Stevenage started the 2009–10 season by recording one win from their first five games of the season. Following a 2–1 defeat to Oxford United in August 2009, the team went on a 17-game unbeaten run from August to December 2009, propelling the club into the top two. Unlike in previous seasons, the club were performing strongly away from home, and secured victories at promotion rivals Luton Town and Mansfield Town. A 4–1 victory against Cambridge United on New Year's Day meant that Stevenage were positioned in first place in the league table for the first time in the season. Two away defeats within the space of a week in February meant that rivals Oxford United had an eight–point lead going into March 2010. Stevenage responded by winning eight consecutive games; including a 1–0 victory over Oxford United in late March, subsequently replacing Oxford at the top of the table. 
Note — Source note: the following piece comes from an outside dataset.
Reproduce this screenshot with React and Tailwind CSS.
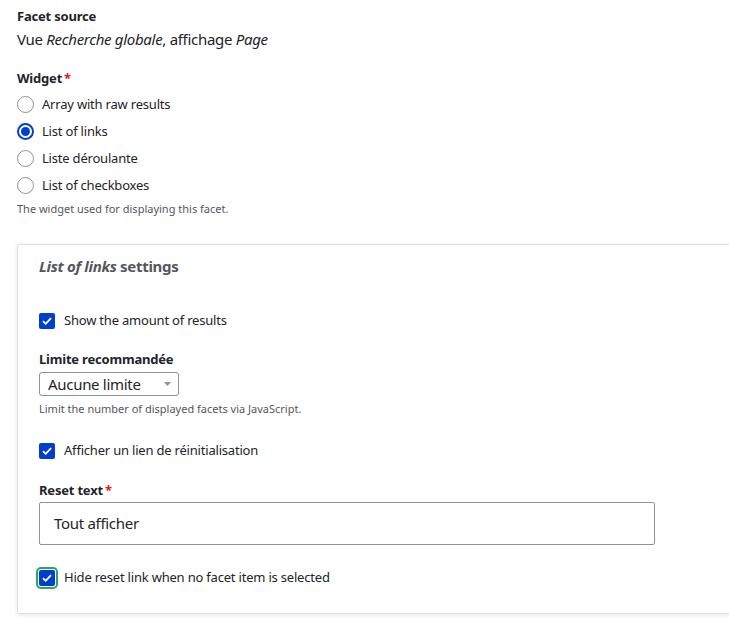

Stevenage earned promotion to the Football League with two games to spare following a 2–0 win against Kidderminster Harriers at Aggborough on 17 April 2010. The team won their last six games of the league campaign without conceding a goal, and recorded 42 points from a possible 45 from their last 15 league fixtures. Stevenage finished the season having amassed 99 points from 44 games, winning the league by 11 points. The promotion meant Westley had led Stevenage to the Football League for the first time in their history, as well as managing a Football League team for the first time in his managerial career. Westley also guided the club to another FA Trophy Final; this time losing 2–1 after extra-time against Barrow at Wembley Stadium. At the end of the season, Westley signed a new two-year contract; keeping him contracted to the club until 2012. On signing the new deal, Westley said "I am grateful for all the support that we have all been given in the past two years. I am delighted to have the opportunity to manage the launch of the club into the Football League". In his first two seasons back at the club, from May 2008 to May 2010, Westley has been in charge for 114 games, winning a total of 70 games – recording a win percentage of 61.40%.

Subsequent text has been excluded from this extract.